I do want this chapter in my life though, the one where I have my little farm with its metal fences, my houses I so want to build that I’ve been designing in my head for years. I really hope I’m taken seriously. But then again, it’s good to be the one everyone wants the yearbook signature of. I wonder how one reconciles any of that? How old am I, and I still don’t know. But what I think is it can be reconciled. All of that can live together. I just have to always be above it all, not let the bad get to me, do the best I can, and thank the good forces of the world that have given me the gifts I have that have always let me, for lack of a better word, have an audience with people, to be the one who people want yearbook signatures of. It’s why I can wear fringe jackets, sparkly headbands, and why I really might just buy the really cute white welding gloves I found at the welding store’s online shop. Because, seriously, outfits are important.

Oh and while I’m at it. I need to feel strong, because this is going to be hard, so I need some songs, songs for me. For what people hate about me. For what they love about me. Wish me luck, if you’re one who still likes me. And I will sign every yearbook, and get everyone’s signature right back, because I truly do love that part of life. I always have. I hope that’s not wrong.

And I know, it’s always so tentative.

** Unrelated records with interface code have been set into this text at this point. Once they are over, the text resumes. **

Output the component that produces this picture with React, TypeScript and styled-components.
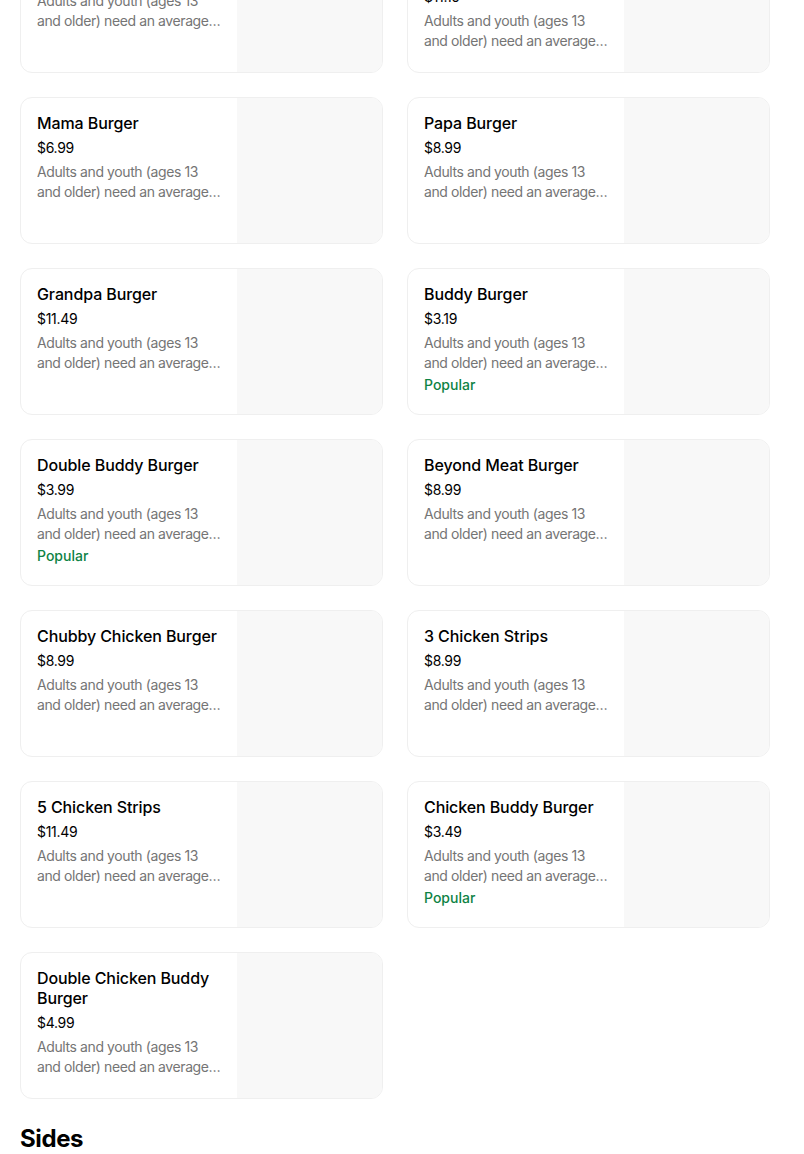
import React from "react";
import styled, { createGlobalStyle } from "styled-components";

const Global = createGlobalStyle`
  html, body { margin: 0; padding: 0; background: #ffffff; }
  body { font-family: Inter, "Noto Sans", "Liberation Sans", sans-serif; color: #000; overflow: hidden; }
  * { box-sizing: border-box; }
`;

const Page = styled.div`
  padding: 0 20px;
  margin-top: -74px;
`;

const Grid = styled.div`
  display: grid;
  grid-template-columns: repeat(2, 363px);
  column-gap: 24px;
  row-gap: 24px;
`;

const Card = styled.div`
  display: flex;
  height: 147px;
  border: 1px solid #efefef;
  border-radius: 12px;
  overflow: hidden;
  background: #fff;
`;

const Info = styled.div`
  flex: 1;
  min-width: 0;
  padding: 15px 16px 0 16px;
  display: flex;
  flex-direction: column;
`;

const Title = styled.div`
  font-size: 16px;
  line-height: 20px;
  font-weight: 500;
  color: #000;
  letter-spacing: -0.1px;
`;

const Price = styled.div`
  margin-top: 5px;
  font-size: 14px;
  line-height: 20px;
  color: #000;
  letter-spacing: -0.3px;
`;

const Desc = styled.div`
  margin-top: 4px;
  font-size: 14px;
  line-height: 20px;
  color: #757575;
  display: -webkit-box;
  -webkit-line-clamp: 2;
  -webkit-box-orient: vertical;
  overflow: hidden;
  letter-spacing: -0.4px;
`;

const Badge = styled.div`
  margin-top: 3px;
  font-size: 14px;
  line-height: 18px;
  font-weight: 500;
  color: #0e8345;
`;

const Thumb = styled.div`
  width: 145px;
  height: 145px;
  flex-shrink: 0;
  background: #f8f8f8;
`;

const SectionTitle = styled.h2`
  margin: 24px 0 0 0;
  font-size: 24px;
  line-height: 32px;
  font-weight: 700;
  letter-spacing: -0.4px;
  color: #000;
`;

const DESC =
  "Adults and youth (ages 13 and older) need an average of 2,000 calories a day, and children (ages 2 to 12) need an average of 1,500 calories a day.";

type Item = { name: string; price: string; popular?: boolean };

const items: Item[] = [
  { name: "Big Buddy Burger", price: "$9.99" },
  { name: "Double Beyond Meat Burger", price: "$11.19" },
  { name: "Mama Burger", price: "$6.99" },
  { name: "Papa Burger", price: "$8.99" },
  { name: "Grandpa Burger", price: "$11.49" },
  { name: "Buddy Burger", price: "$3.19", popular: true },
  { name: "Double Buddy Burger", price: "$3.99", popular: true },
  { name: "Beyond Meat Burger", price: "$8.99" },
  { name: "Chubby Chicken Burger", price: "$8.99" },
  { name: "3 Chicken Strips", price: "$8.99" },
  { name: "5 Chicken Strips", price: "$11.49" },
  { name: "Chicken Buddy Burger", price: "$3.49", popular: true },
  { name: "Double Chicken Buddy Burger", price: "$4.99" },
];

export default function App() {
  return (
    <>
      <Global />
      <Page>
        <Grid>
          {items.map((it) => (
            <Card key={it.name}>
              <Info>
                <Title>{it.name}</Title>
                <Price>{it.price}</Price>
                <Desc>{DESC}</Desc>
                {it.popular && <Badge>Popular</Badge>}
              </Info>
              <Thumb />
            </Card>
          ))}
        </Grid>
        <SectionTitle>Sides</SectionTitle>
      </Page>
    </>
  );
}
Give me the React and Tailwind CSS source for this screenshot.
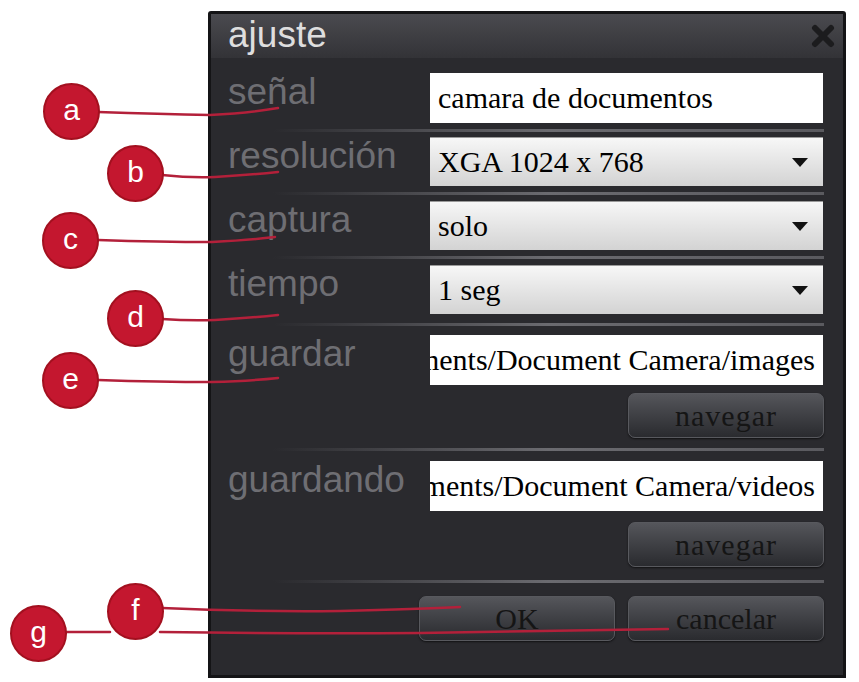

It’s a gift that can be taken away at any moment, leaving me only with the hard, the bad, the constant underestimation of others. I dedicate the 15 second mark of this one below to the dark times, to people of the dark times, to the people who have poisonous thoughts of me. Please don’t follow me, dark times. Please, let this chapter of my life … work! Now to find a welding crown, or those cute white gloves, until someone is smart enough to sell a welding crown.